Tatayi-dustha-corah
As carry-overs from the preceding era, the concepts of tatayi-dustha-corah – comprising a set of particularly abhorrent transgressions – continued into the Independent Kingdoms era, albeit with modifications. That they were operational before the infusion of Indian concepts is suggested by the fact that one result of ‘Sanskritization’ was to formalize pre-existing concepts under borrowed rubrics. In this form they continued to play an active role in Javanese legal administration through the eighteenth century. The first listing of such transgressions comes from the Kaladi inscription of King Balitung (r. 900-928). It enumerates undesirables who are forbidden to enter the freeholds established by the grant. The relevant part of the inscription reads:
7b 6. The advantages and disadvantages were as follows: Sharing and
dividing, all sorts of fines (dhendha), reviling, the corpse covered in dew
(wangkey kabunan), blood flowing, spattering of saliva
8a 1. moliha maling amuk, maqyana lawang, mati amamumpang, these
were the ‘Eight Kinds of Misconduct’, (my italics)

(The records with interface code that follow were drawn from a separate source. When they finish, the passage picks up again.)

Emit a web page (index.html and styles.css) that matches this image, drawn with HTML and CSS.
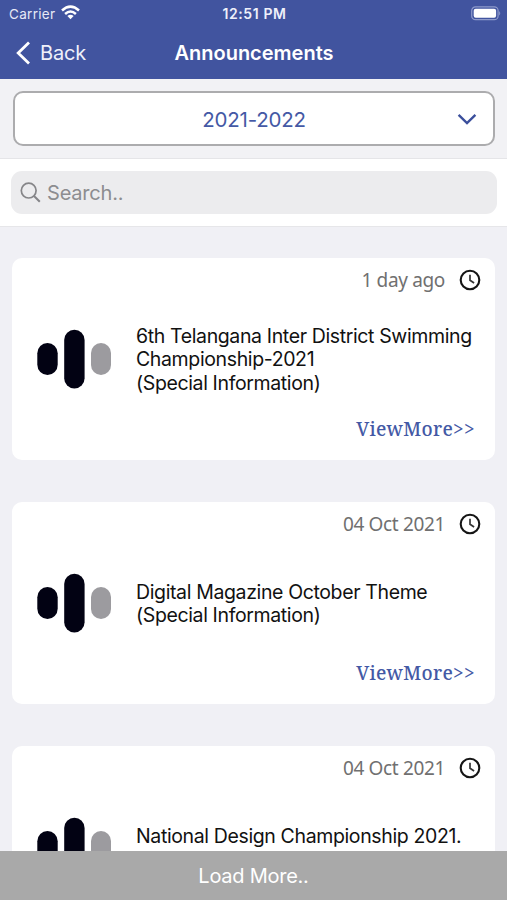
FILE: index.html
```html
<!DOCTYPE html>
<html lang="en">
<head>
<meta charset="utf-8">
<title>Announcements</title>
<link rel="stylesheet" href="styles.css">
</head>
<body>
<svg width="0" height="0" class="defs" aria-hidden="true">
  <symbol id="clock" viewBox="0 0 22 22"><circle cx="11" cy="11" r="9.3" fill="none" stroke="#151515" stroke-width="2.1"/><path d="M11 5.8V11.3L15.1 14" fill="none" stroke="#333" stroke-width="1.7"/></symbol>
  <symbol id="bars" viewBox="0 0 76 60"><rect x="1.3" y="14" width="20.4" height="32" rx="10.2" fill="#020213"/><rect x="28.2" y="0.7" width="20.4" height="58.8" rx="10.2" fill="#020213"/><rect x="55" y="14" width="20" height="32" rx="10" fill="#9c9b9f"/></symbol>
</svg>
<div class="app">
  <header class="header">
    <div class="status">
      <div class="side"><span class="carrier">Carrier</span>
        <svg class="wifi" width="19" height="15" viewBox="0 0 19 15"><g fill="none" stroke="#fff" stroke-width="2.5"><path d="M1 5.5Q9.5-2.2 18 5.5"/><path d="M4.1 9Q9.5 4 14.9 9"/></g><path d="M6.4 11Q9.5 8.5 12.6 11L9.5 14.2Z" fill="#fff"/></svg>
      </div>
      <span class="time">12:51 PM</span>
      <div class="side end">
        <svg width="31" height="15" viewBox="0 0 31 15"><rect x=".7" y=".9" width="26.4" height="12.8" rx="3.8" fill="none" stroke="#8e9acb" stroke-width="1.2"/><rect x="2.7" y="2.8" width="22.4" height="9" rx="2" fill="#fff"/><path d="M28.2 5Q30.3 7.3 28.2 9.6Z" fill="#8e9acb"/></svg>
      </div>
    </div>
    <div class="nav">
      <div class="back"><svg width="15" height="24" viewBox="0 0 15 24"><path d="M13 1.5L2.2 12L13 22.5" fill="none" stroke="#fff" stroke-width="2.8"/></svg><span>Back</span></div>
      <h1>Announcements</h1>
    </div>
  </header>
  <div class="filter"><div class="select"><span>2021-2022</span><svg class="chevron" width="20" height="12" viewBox="0 0 20 12"><path d="M1.6 1.8L10 10L18.4 1.8" fill="none" stroke="#3b4f9c" stroke-width="2.4"/></svg></div></div>
  <div class="search"><div class="field"><svg width="21" height="21" viewBox="0 0 21 21"><g fill="none" stroke="#858588" stroke-width="1.7"><circle cx="8.7" cy="8.6" r="7.4"/><path d="M14 14L19.8 19.8" stroke-width="2"/></g></svg><span>Search..</span></div></div>
  <main class="list">
    <article class="card">
      <div class="date"><span>1 day ago</span><svg width="22" height="22"><use href="#clock"/></svg></div>
      <div class="body"><svg width="76" height="60"><use href="#bars"/></svg><p>6th Telangana Inter District Swimming<br>Championship-2021<br>(Special Information)</p></div>
      <div class="more">ViewMore&gt;&gt;</div>
    </article>
    <article class="card">
      <div class="date"><span>04 Oct 2021</span><svg width="22" height="22"><use href="#clock"/></svg></div>
      <div class="body"><svg width="76" height="60"><use href="#bars"/></svg><p>Digital Magazine October Theme<br>(Special Information)</p></div>
      <div class="more">ViewMore&gt;&gt;</div>
    </article>
    <article class="card">
      <div class="date"><span>04 Oct 2021</span><svg width="22" height="22"><use href="#clock"/></svg></div>
      <div class="body"><svg width="76" height="60"><use href="#bars"/></svg><p>National Design Championship 2021.<br>(Special Information)</p></div>
    </article>
  </main>
  <footer class="load">Load More..</footer>
</div>
</body>
</html>
```
FILE: styles.css
```css
* { box-sizing: border-box; }
body { margin: 0; font-family: Inter, "Liberation Sans", sans-serif; }
.defs { position: absolute; }
.app { width: 507px; height: 900px; overflow: hidden; display: flex; flex-direction: column; background: #f0f0f5; }
.header { flex: none; height: 79px; background: #41549f; color: #fff; }
.status { height: 27px; display: flex; align-items: center; padding: 0 7px 0 9px; }
.side { flex: 1; display: flex; align-items: center; gap: 6px; }
.end { justify-content: flex-end; margin-right: -2px; }
.carrier { font-size: 13.5px; letter-spacing: .3px; color: #e6e9f6; }
.wifi { margin-top: -2px; }
.time { font-size: 14px; font-weight: 600; letter-spacing: .6px; margin-right: 2px; color: #eef0fa; }
.nav { height: 50px; display: grid; grid-template-columns: 1fr auto 1fr; align-items: center; padding-top: 1px; }
.back { display: flex; align-items: center; gap: 9px; padding-left: 16px; font-size: 20px; letter-spacing: -.2px; color: #eef0fa; }
.nav h1 { margin: 0; font-size: 20px; font-weight: 600; line-height: 24px; padding-left: 1px; }
.filter { flex: none; height: 80px; padding: 12px 12px 0 13px; background: #f2f2f5; border-bottom: 1px solid #e5e5e8; }
.select { height: 55px; border: 2px solid #acacae; border-radius: 10px; background: #fff; display: grid; grid-template-columns: 1fr auto 1fr; align-items: center; color: #4459a5; font-size: 20.5px; letter-spacing: -.2px; }
.select span { grid-column: 2; padding-top: 1px; }
.chevron { justify-self: end; margin-right: 16px; }
.search { flex: none; height: 68px; padding: 12px 10px 0 11px; background: #fff; border-bottom: 1px solid #e6e6e9; }
.field { height: 43px; border-radius: 11px; background: #ececee; display: flex; align-items: center; gap: 6px; padding-left: 9px; color: #8d8d90; font-size: 20px; letter-spacing: -.2px; }
.field span { padding-top: 1px; }
.list { flex: 1; min-height: 0; overflow: hidden; padding: 31px 12px 0; display: flex; flex-direction: column; gap: 42px; }
.card { flex: none; height: 202px; border-radius: 10px; background: #fff; display: flex; flex-direction: column; }
.date { height: 43px; display: flex; justify-content: flex-end; align-items: center; gap: 14px; padding-right: 14px; font: 19px "Noto Sans", sans-serif; letter-spacing: -.35px; color: #707070; }
.body { height: 116px; display: flex; align-items: center; padding-left: 24px; gap: 24px; }
.body p { margin: 0; padding-top: 2px; font-size: 19.5px; letter-spacing: -.37px; line-height: 23.2px; color: #111; white-space: nowrap; }
.more { height: 24px; line-height: 24px; padding-right: 20px; text-align: right; font-family: "Noto Serif", "DejaVu Serif", serif; font-size: 19px; font-weight: 500; letter-spacing: .3px; color: #4459a5; }
.load { flex: none; height: 49px; background: #a9a9a9; color: #fff; font-size: 20px; letter-spacing: -.25px; text-align: center; line-height: 51px; }
```
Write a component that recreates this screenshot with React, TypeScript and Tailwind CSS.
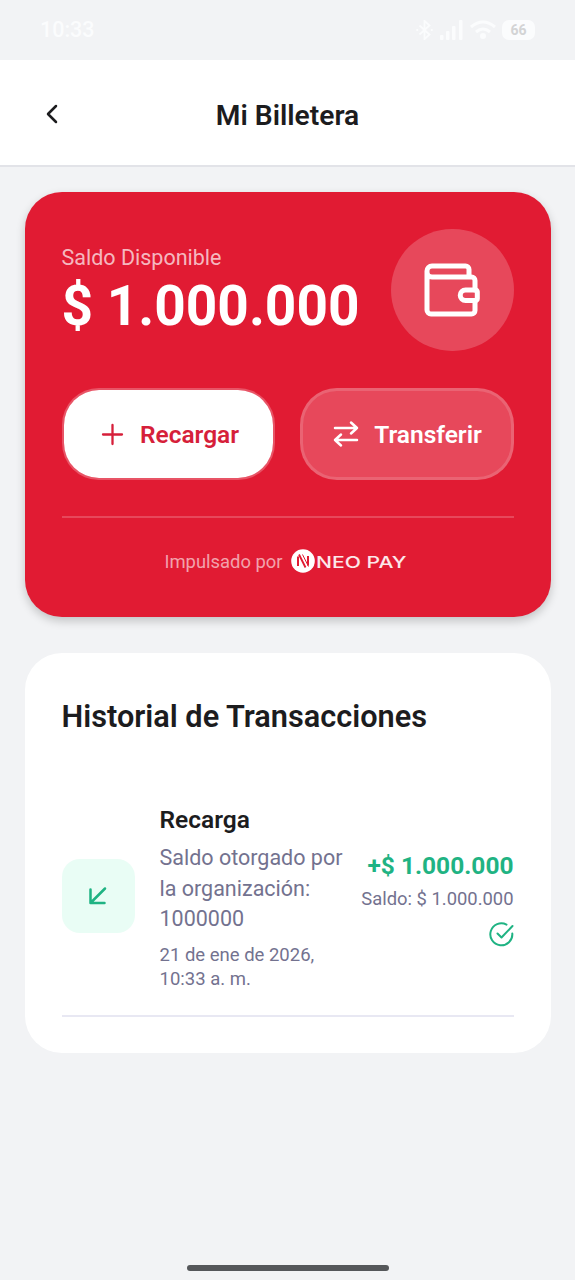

Despite challenges of deciphering the contents, several of the transgressions are recognizable. Among them are wangkey kabunan (finding a bedewed corpse), maling (thief), amok (weaponed attack), and (a)mumpang (molest/ abduct women). As Javanese terms they very likely pre-date the Hindu era. According to the inscription these with the others mentioned constituted a category known as the astha corah of the ‘Eight Kinds of Misconduct’. The Canggu inscription of 1358, better known as ‘the Ferry Charter’, also refers to these transgressions. In it the good character of the ferry men was established by their freedom from contamination of transgressions of the type listed in Balitung's Kaladi inscription. However, instead of listing individual ‘crimes’, the Canggu inscription mentions freedom specifically from 1) the ‘Eight Larcenies’, the Kaladi inscription's ‘Eight Kinds of Misconduct’, astha corah, 2) strisanggrahana = mumpang (molester/abductor of women), and 3) tanggapi (receiving stolen goods), which belongs to the category of (astha) dustha, i.e., the ‘Eight Miscreants’.
But what were the astha corah and astha dustha to which should be added that of the sad-atatayi or Six Tyrants? They constituted transgressions which entailed the severest punishments ordered directly by the sovereign and normally did not require judicial process.